First, what is meant by saying that wOBA is adjusted for batter quality? I have no idea.

I have a tough time buying that catchers are the best hitters on the field in all games 50 deg. or colder. One issue you don’t mention is that the best catchers play more games at night and in the post-season (i.e., colder games) than their backups do.

For pitchers, you have to consider that SP quality and usage is far different in one of the cold months (Sep) as compared to the rest of the season.

Gerald Schifman
6 years ago
Reply to  evo34

The adjustment for batter quality is each hitter’s Marcel wOBA projection. This aims to place all subsets on equal footing, mitigating the issue you mention about catchers.

The adjustment for pitcher quality should wash out the issue of facing worse pitchers in September. Inexperienced call-ups drop out of the dataset due to the reliability requirement.

6 years ago

What is meant by “just how uncertain is the calculated wOBA at the given temperature?”

wOBA is a deterministic equation and we assume no measurement error in the events that it aggregates and weights (BB, HBB, 1B, 2B….). In other words, wOBA is precisely known. I think you are confusing the distribution of a sample of wOBA with uncertainty in wOBA.

Gerald Schifman
6 years ago
Reply to  nick

In that phrase, I aim to refer to the uncertainty in observed performance found at each subset and sample. Not any uncertainty in measured events or wOBA’s calculation itself.

6 years ago

“to uncertainty in observed performance”

There is trivial uncertainty in observed performance. Observed performance is equivalent to “measured events.”
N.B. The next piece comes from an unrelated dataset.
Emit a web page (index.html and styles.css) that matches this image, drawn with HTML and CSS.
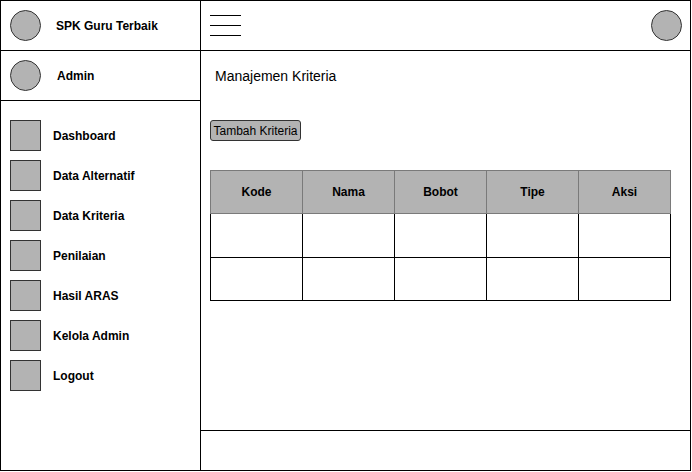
FILE: index.html
```html
<!DOCTYPE html>
<html lang="id">
<head>
<meta charset="utf-8">
<title>SPK Guru Terbaik</title>
<link rel="stylesheet" href="styles.css">
</head>
<body>
<div class="app">
  <aside class="sidebar">
    <div class="side-row">
      <span class="avatar"></span>
      <span class="brand">SPK Guru Terbaik</span>
    </div>
    <div class="side-row">
      <span class="avatar"></span>
      <span class="user">Admin</span>
    </div>
    <nav class="menu">
      <a class="menu-item"><span class="menu-icon"></span><span>Dashboard</span></a>
      <a class="menu-item"><span class="menu-icon"></span><span>Data Alternatif</span></a>
      <a class="menu-item"><span class="menu-icon"></span><span>Data Kriteria</span></a>
      <a class="menu-item"><span class="menu-icon"></span><span>Penilaian</span></a>
      <a class="menu-item"><span class="menu-icon"></span><span>Hasil ARAS</span></a>
      <a class="menu-item"><span class="menu-icon"></span><span>Kelola Admin</span></a>
      <a class="menu-item"><span class="menu-icon"></span><span>Logout</span></a>
    </nav>
  </aside>
  <main class="main">
    <header class="topbar">
      <span class="burger"><i></i><i></i><i></i></span>
      <span class="avatar"></span>
    </header>
    <section class="content">
      <h1 class="title">Manajemen Kriteria</h1>
      <button class="btn">Tambah Kriteria</button>
      <table class="grid">
        <thead>
          <tr><th>Kode</th><th>Nama</th><th>Bobot</th><th>Tipe</th><th>Aksi</th></tr>
        </thead>
        <tbody>
          <tr class="r1"><td></td><td></td><td></td><td></td><td></td></tr>
          <tr class="r2"><td></td><td></td><td></td><td></td><td></td></tr>
        </tbody>
      </table>
    </section>
    <footer class="footer"></footer>
  </main>
</div>
</body>
</html>
```
FILE: styles.css
```css
* { box-sizing: border-box; }
html, body { margin: 0; padding: 0; background: #fff; }
body { font-family: "Liberation Sans", Arial, sans-serif; color: #000; }

.app {
  width: 691px;
  height: 471px;
  border: 1px solid #000;
  display: grid;
  grid-template-columns: 200px 1fr;
}

.sidebar {
  border-right: 1px solid #000;
  display: flex;
  flex-direction: column;
}

.side-row {
  height: 50px;
  border-bottom: 1px solid #000;
  display: flex;
  align-items: center;
  padding-left: 9px;
}

.avatar {
  width: 31px;
  height: 31px;
  border-radius: 50%;
  background: #b3b3b3;
  border: 1px solid #333;
  flex: none;
}

.brand { margin-left: 15px; font-size: 12px; font-weight: bold; }
.user { margin-left: 16px; font-size: 12px; font-weight: bold; }

.menu {
  display: flex;
  flex-direction: column;
  gap: 9px;
  padding: 19px 0 0 9px;
}

.menu-item {
  display: flex;
  align-items: center;
  gap: 12px;
  font-size: 12px;
  font-weight: bold;
}

.menu-icon {
  width: 31px;
  height: 31px;
  background: #b3b3b3;
  border: 1px solid #333;
  flex: none;
}

.main {
  display: flex;
  flex-direction: column;
}

.topbar {
  height: 50px;
  border-bottom: 1px solid #000;
  display: flex;
  align-items: center;
  justify-content: space-between;
  padding: 0 8px 1px 9px;
}

.burger {
  width: 31px;
  height: 21px;
  display: flex;
  flex-direction: column;
  justify-content: space-between;
}
.burger i {
  display: block;
  height: 1px;
  background: #000;
}

.content {
  flex: 1;
  padding: 17px 0 0 9px;
}

.title {
  margin: 0 0 0 5px;
  font-size: 14px;
  font-weight: normal;
  line-height: 16px;
}

.btn {
  display: block;
  margin-top: 36px;
  width: 91px;
  height: 21px;
  padding: 0;
  font-family: inherit;
  font-size: 12px;
  color: #000;
  background: #b3b3b3;
  border: 1px solid #333;
  border-radius: 3px;
}

.grid {
  margin-top: 29px;
  border-collapse: collapse;
  table-layout: fixed;
  width: 461px;
}

.grid th, .grid td {
  width: 92px;
  padding: 0;
}

.grid th {
  height: 43px;
  background: #b3b3b3;
  border: 1px solid #7a7a7a;
  font-size: 12px;
  font-weight: bold;
  text-align: center;
}

.grid td {
  border: 1px solid #000;
}
.grid .r1 td { height: 44px; }
.grid .r2 td { height: 43px; }

.footer {
  height: 40px;
  border-top: 1px solid #000;
}
```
This is exactly my confusion.

I believe your intent is to summarize a distribution of observations, rather than quantify uncertainty, as the observations are certainly known.

Perhaps you should invest in a statistics text.

6 years ago

These unwelcoming, chilly conditions are infrequent in the regular season,

Says someone who has never sat shivering in the damp night air of Safeco Field in May, or September, or even many evenings in July.